▼

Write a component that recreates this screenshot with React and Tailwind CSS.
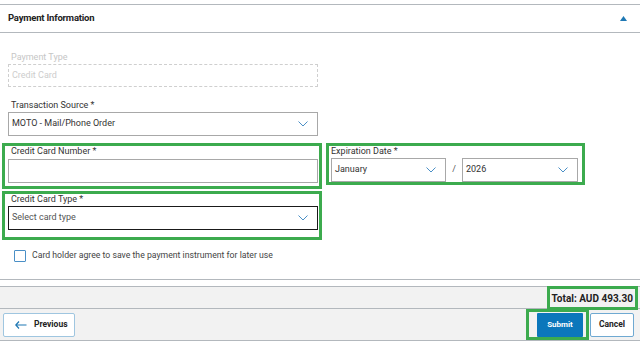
import React from 'react';

const Chevron = () => (
    <svg width="10" height="6" viewBox="0 0 10 6" className="shrink-0">
        <polyline points="0.5,0.5 5,5 9.5,0.5" fill="none" stroke="#4a8fc6" strokeWidth="1" />
    </svg>
);

const Select = ({ value, muted, dark, className = '' }) => (
    <div
        className={`flex items-center justify-between h-[24px] pl-[3px] pr-[9px] bg-white border ${dark ? 'border-[#1a1a1a]' : 'border-[#a8a8a8]'} ${className}`}
    >
        <span className={`text-[9px] ${muted ? 'text-[#555]' : 'text-[#333]'}`}>{value}</span>
        <Chevron />
    </div>
);

const Label = ({ children, light, inset = true }) => (
    <div className={`text-[9px] leading-[11px] ${inset ? 'pl-[3px]' : ''} ${light ? 'text-[#c6c6c6]' : 'text-[#333]'}`}>{children}</div>
);

const App = () => {
    return (
        <div className="w-[640px] h-[360px] bg-white overflow-hidden font-['Roboto',sans-serif] text-[#333]">
            <div className="mt-[4px] border-t border-[#b3b8bd]">
                <div className="h-[28px] flex items-center justify-between pl-2 pr-[13px] border-b border-[#b3b8bd]">
                    <span className="text-[9.5px] font-bold text-[#222] tracking-[-0.2px]">Payment Information</span>
                    <svg width="7" height="5" viewBox="0 0 7 5">
                        <polygon points="0,5 3.5,0 7,5" fill="#1f78b4" />
                    </svg>
                </div>

                <div className="px-2 pt-[19px] pb-[17px] border-b border-[#b3b8bd]">
                    <div className="w-[310px]">
                        <Label light>Payment Type</Label>
                        <div className="mt-[1px] h-[23px] flex items-center pl-[3px] border border-dashed border-[#cfcfcf]">
                            <span className="text-[9px] text-[#cdcdcd]">Credit Card</span>
                        </div>
                    </div>

                    <div className="w-[310px] mt-[13px]">
                        <Label>Transaction Source *</Label>
                        <Select value="MOTO - Mail/Phone Order" className="mt-[1px]" />
                    </div>

                    <div className="flex items-start mt-[7px]">
                        <div className="w-[320px] -ml-[6px] border-[3px] border-[#3cab4e] pl-[3px] pr-[1px] pb-[3px]">
                            <Label>Credit Card Number *</Label>
                            <div className="mt-[2px] h-[24px] bg-white border border-[#a8a8a8]" />
                        </div>
                        <div className="w-[259px] ml-[4px] border-[3px] border-[#3cab4e] pl-[2px] pr-[4px]">
                            <Label inset={false}>Expiration Date *</Label>
                            <div className="flex items-center mt-[1px]">
                                <Select value="January" className="w-[115px]" />
                                <span className="w-[16px] text-center text-[9px] text-[#555]">/</span>
                                <Select value="2026" className="flex-1" />
                            </div>
                        </div>
                    </div>

                    <div className="w-[320px] -ml-[6px] mt-[2px] border-[3px] border-[#3cab4e] pl-[3px] pr-[1px] pb-[7px]">
                        <Label>Credit Card Type *</Label>
                        <Select value="Select card type" muted dark className="mt-[1px]" />
                    </div>

                    <div className="flex items-center mt-[9px] pl-[6px]">
                        <div className="w-[12px] h-[12px] border border-[#4a8fc6] rounded-[1px] bg-white" />
                        <span className="ml-[6px] text-[8.7px] text-[#444]">Card holder agree to save the payment instrument for later use</span>
                    </div>
                </div>
            </div>

            <div className="mt-[6px] bg-[#f2f2f2] border-t border-[#b3b8bd]">
                <div className="h-[22px] flex justify-end border-b border-[#b3b8bd]">
                    <div className="h-[24px] -mt-[1px] mr-[2px] flex items-center border-[3px] border-[#3cab4e] px-[2px]">
                        <span className="text-[10px] font-bold text-[#222]">Total: AUD 493.30</span>
                    </div>
                </div>
                <div className="h-[32px] flex items-center justify-between border-b border-[#b3b8bd]">
                    <button className="ml-[3px] w-[72px] h-[24px] flex items-center pl-[11px] bg-white border border-[#9fc6e0] rounded-[2px]">
                        <svg width="12" height="8" viewBox="0 0 12 8">
                            <path d="M4 0.5 L0.8 4 L4 7.5 M0.8 4 H11.5" fill="none" stroke="#1f78b4" strokeWidth="1.2" />
                        </svg>
                        <span className="ml-[7px] text-[8.5px] font-bold text-[#222]">Previous</span>
                    </button>
                    <div className="flex items-center h-full mr-[6px]">
                        <div className="h-full flex items-center border-[3px] border-[#3cab4e] pl-[8px] pr-[3px]">
                            <button className="w-[46px] h-[24px] bg-[#0b77bb] rounded-[1px] text-white text-[8px] font-bold">
                                Submit
                            </button>
                        </div>
                        <button className="ml-[1px] w-[44px] h-[24px] bg-white border border-[#6fa9d2] rounded-[2px] text-[8.5px] font-bold text-[#222]">
                            Cancel
                        </button>
                    </div>
                </div>
            </div>
        </div>
    );
};

export default App;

▲

**TASK REQUIREMENTS**
Copy out all of the material exactly as written, without its pictures.

**ANSWER TO THE EXERCISE**
Write a component that recreates this screenshot with React and Tailwind CSS.
import React from 'react';

const Chevron = () => (
    <svg width="10" height="6" viewBox="0 0 10 6" className="shrink-0">
        <polyline points="0.5,0.5 5,5 9.5,0.5" fill="none" stroke="#4a8fc6" strokeWidth="1" />
    </svg>
);

const Select = ({ value, muted, dark, className = '' }) => (
    <div
        className={`flex items-center justify-between h-[24px] pl-[3px] pr-[9px] bg-white border ${dark ? 'border-[#1a1a1a]' : 'border-[#a8a8a8]'} ${className}`}
    >
        <span className={`text-[9px] ${muted ? 'text-[#555]' : 'text-[#333]'}`}>{value}</span>
        <Chevron />
    </div>
);

const Label = ({ children, light, inset = true }) => (
    <div className={`text-[9px] leading-[11px] ${inset ? 'pl-[3px]' : ''} ${light ? 'text-[#c6c6c6]' : 'text-[#333]'}`}>{children}</div>
);

const App = () => {
    return (
        <div className="w-[640px] h-[360px] bg-white overflow-hidden font-['Roboto',sans-serif] text-[#333]">
            <div className="mt-[4px] border-t border-[#b3b8bd]">
                <div className="h-[28px] flex items-center justify-between pl-2 pr-[13px] border-b border-[#b3b8bd]">
                    <span className="text-[9.5px] font-bold text-[#222] tracking-[-0.2px]">Payment Information</span>
                    <svg width="7" height="5" viewBox="0 0 7 5">
                        <polygon points="0,5 3.5,0 7,5" fill="#1f78b4" />
                    </svg>
                </div>

                <div className="px-2 pt-[19px] pb-[17px] border-b border-[#b3b8bd]">
                    <div className="w-[310px]">
                        <Label light>Payment Type</Label>
                        <div className="mt-[1px] h-[23px] flex items-center pl-[3px] border border-dashed border-[#cfcfcf]">
                            <span className="text-[9px] text-[#cdcdcd]">Credit Card</span>
                        </div>
                    </div>

                    <div className="w-[310px] mt-[13px]">
                        <Label>Transaction Source *</Label>
                        <Select value="MOTO - Mail/Phone Order" className="mt-[1px]" />
                    </div>

                    <div className="flex items-start mt-[7px]">
                        <div className="w-[320px] -ml-[6px] border-[3px] border-[#3cab4e] pl-[3px] pr-[1px] pb-[3px]">
                            <Label>Credit Card Number *</Label>
                            <div className="mt-[2px] h-[24px] bg-white border border-[#a8a8a8]" />
                        </div>
                        <div className="w-[259px] ml-[4px] border-[3px] border-[#3cab4e] pl-[2px] pr-[4px]">
                            <Label inset={false}>Expiration Date *</Label>
                            <div className="flex items-center mt-[1px]">
                                <Select value="January" className="w-[115px]" />
                                <span className="w-[16px] text-center text-[9px] text-[#555]">/</span>
                                <Select value="2026" className="flex-1" />
                            </div>
                        </div>
                    </div>

                    <div className="w-[320px] -ml-[6px] mt-[2px] border-[3px] border-[#3cab4e] pl-[3px] pr-[1px] pb-[7px]">
                        <Label>Credit Card Type *</Label>
                        <Select value="Select card type" muted dark className="mt-[1px]" />
                    </div>

                    <div className="flex items-center mt-[9px] pl-[6px]">
                        <div className="w-[12px] h-[12px] border border-[#4a8fc6] rounded-[1px] bg-white" />
                        <span className="ml-[6px] text-[8.7px] text-[#444]">Card holder agree to save the payment instrument for later use</span>
                    </div>
                </div>
            </div>

            <div className="mt-[6px] bg-[#f2f2f2] border-t border-[#b3b8bd]">
                <div className="h-[22px] flex justify-end border-b border-[#b3b8bd]">
                    <div className="h-[24px] -mt-[1px] mr-[2px] flex items-center border-[3px] border-[#3cab4e] px-[2px]">
                        <span className="text-[10px] font-bold text-[#222]">Total: AUD 493.30</span>
                    </div>
                </div>
                <div className="h-[32px] flex items-center justify-between border-b border-[#b3b8bd]">
                    <button className="ml-[3px] w-[72px] h-[24px] flex items-center pl-[11px] bg-white border border-[#9fc6e0] rounded-[2px]">
                        <svg width="12" height="8" viewBox="0 0 12 8">
                            <path d="M4 0.5 L0.8 4 L4 7.5 M0.8 4 H11.5" fill="none" stroke="#1f78b4" strokeWidth="1.2" />
                        </svg>
                        <span className="ml-[7px] text-[8.5px] font-bold text-[#222]">Previous</span>
                    </button>
                    <div className="flex items-center h-full mr-[6px]">
                        <div className="h-full flex items-center border-[3px] border-[#3cab4e] pl-[8px] pr-[3px]">
                            <button className="w-[46px] h-[24px] bg-[#0b77bb] rounded-[1px] text-white text-[8px] font-bold">
                                Submit
                            </button>
                        </div>
                        <button className="ml-[1px] w-[44px] h-[24px] bg-white border border-[#6fa9d2] rounded-[2px] text-[8.5px] font-bold text-[#222]">
                            Cancel
                        </button>
                    </div>
                </div>
            </div>
        </div>
    );
};

export default App;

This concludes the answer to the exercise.